Let us take up some examples of tones and discuss how one can recognize these. We shall discuss some important tones that could appear as answer options in the entrance exams.

Descriptive or Informative 

This tone is appropriate when the author has given a lot of figures, facts or data in the passage. The author’ purpose of writing the passage/ article was to increase the reader’s knowledge of the given issue or subject. Hence a lot of details are given.
A characteristic of passages with a descriptive/ informative tone is therefore the presence of data, facts etc and the relative absence of opinions.

Examples of passages where a descriptive/ informative tone is used
• Passages dealing with events in history: giving details of some battle, dates, information about the rule of some civilization, king etc
• Passages dealing with some technology: providing details about some gadget, describing the features of some instrument etc
• Information about some building, landmark, historical place etc. For example, the passage may describe the Qutab Minar, giving information about when it was built, who built it, the material used for its construction etc.

 

Judgemental

It is typically used for passages when the author expresses his views on some issues and takes a stand-is this person or issue right or wrong? Is this good or bad? Is someone intelligent or dumb? These are all judgements. Therefore the characteristic of such a tone is the presence of opinions or the author’s perception/ views on a person, thing or issue.
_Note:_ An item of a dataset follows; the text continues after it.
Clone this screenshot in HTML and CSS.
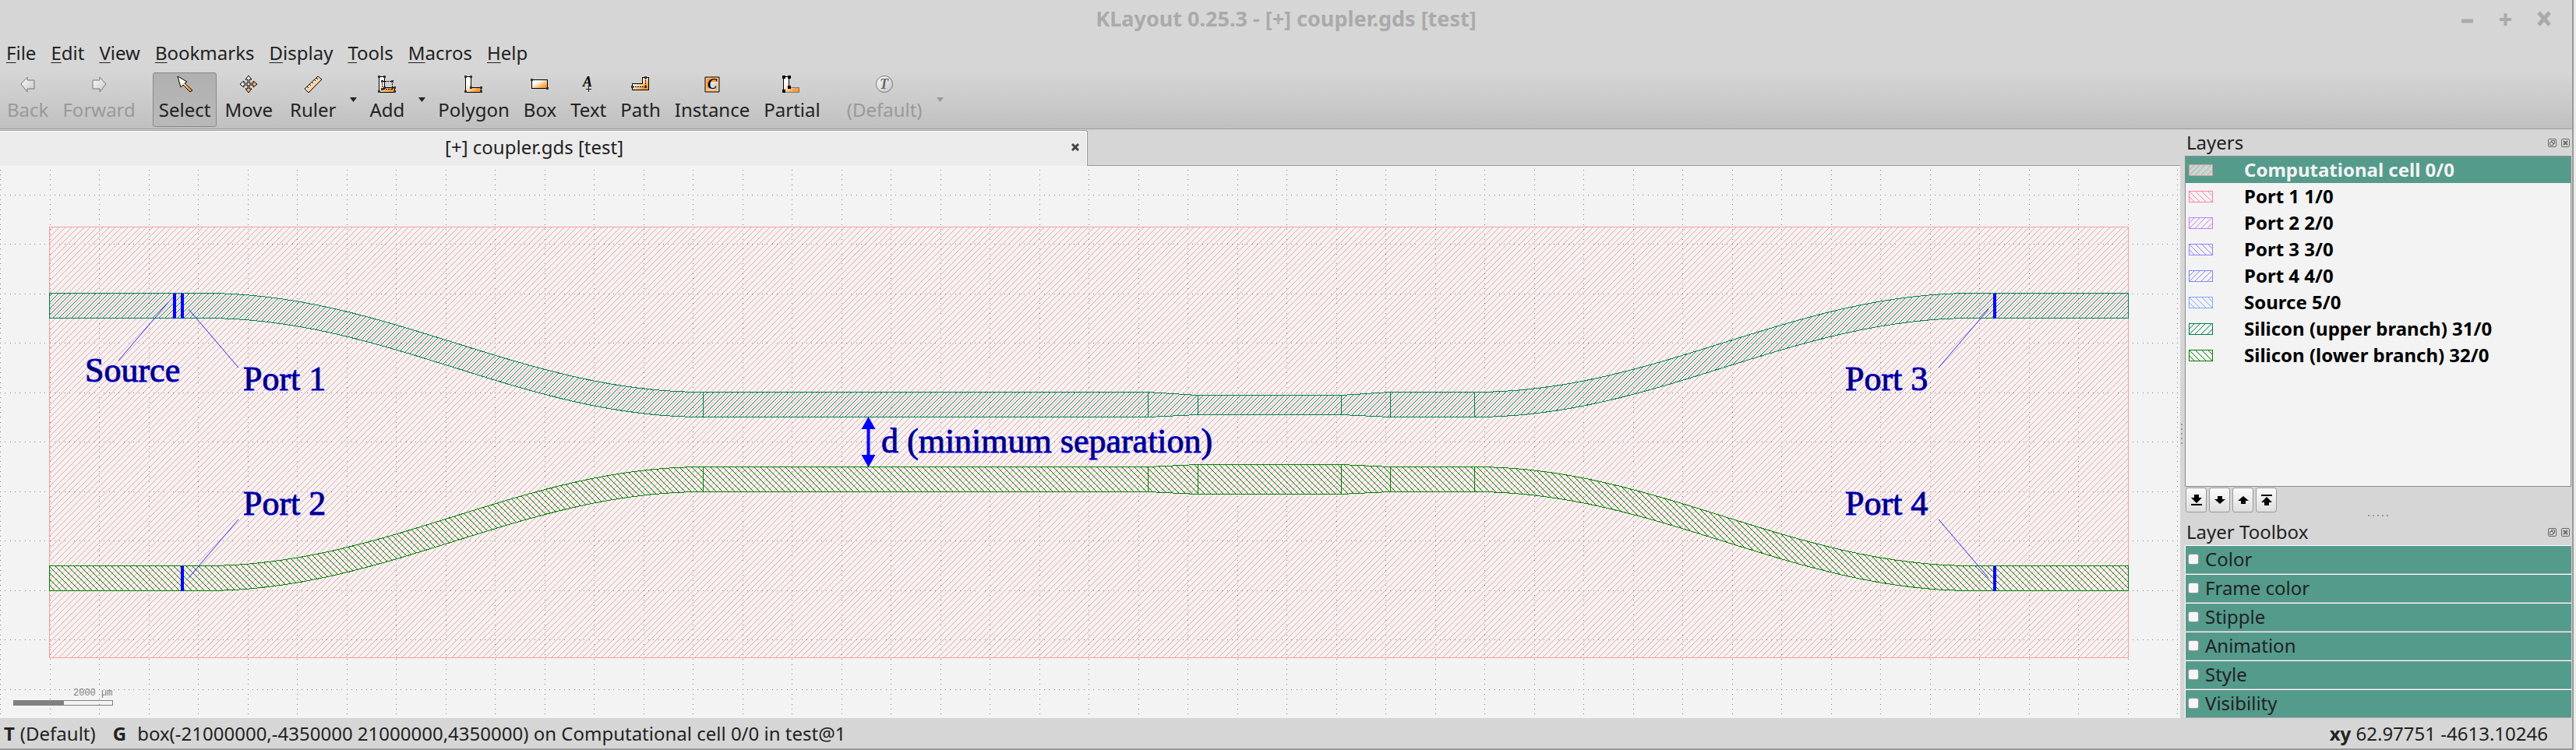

Examples of passages where a judgemental tone is used
• An expert giving his verdict on some issue-could be an automobile expert speaking about a car and providing his opinion on what is good or bad about the new vehicle, or a connoisseur of food providing his opinion about a dish, for example,While Kashmiri is more meat-based, Jammu food is largely vegetarian.

  • A follower or fan speaking about an issue close to his heart. For example, someone writing about a particular player. Both Harshal and Avesh played with a lot of heart. The way Avesh rushed it onto the batsmen on this pitch, something world-class bowlers couldn’t do, was impressive.”We know Harshal’s skill set and he took three big wickets, it’s unfortunate he couldn’t play more,” he said.

 

 Analytical

This is quite an important tone, for there are several passages that appear in Placement Tests where this tone is appropriate as an answer choice. What is the characteristic of such a tone? The characteristic of an analytical tone is the presence of reasons or logic/ justifications to support something. In such passages, the author tries to analyze an issue, presenting the pros and cons, or compares two or more things and tells you why he feels something is better etc.

Examples of passages where an analytical tone is used
• An author stating that he feels something could happen in the future and providing reasons to justify why he feels in that manner
• An analysis of some event in the past-reasons given to explain a certain event, action etc. For example, the author could analyze why India won the last cricket match etc.
• The author comparing two or more things and justifying why he feels something is better
• Passages in which the pros and cons of a certain action are weighed. For example, should Company A acquire Company B? The decision needs to be analyzed and reasons given both for and against the issue.
The next article shall continue with the ‘tone of the passage’ and discuss certain other tones which often appear in the passages given in various exams.


The Tips

The tips for this question type let us explore what tone/attitude stands for. Every author adopts a certain attitude towards the issue he is talking about. Some wish to highlight the facts about a matter (thereby adopting a ‘factual’ tone); some wish to explore the pros and cons of a decision (thereby adopting a ‘critical’ tone); some wish to explore each and every facet, cause, effect and so on with regards to a certain topic (thereby adopting an ‘analytical’ tone); some wish to narrate an instance from their life (thereby adopting a ‘sentimental/narrative’ tone); some wish to express their emotions, happy or sad (thereby adopting ’emotional/happy/grief-stricken’ tones). These different reasons/methods of expressing themselves actually become the tone of the author. Now that you have a basic understanding of tones, the next step is: how do you identify these tones.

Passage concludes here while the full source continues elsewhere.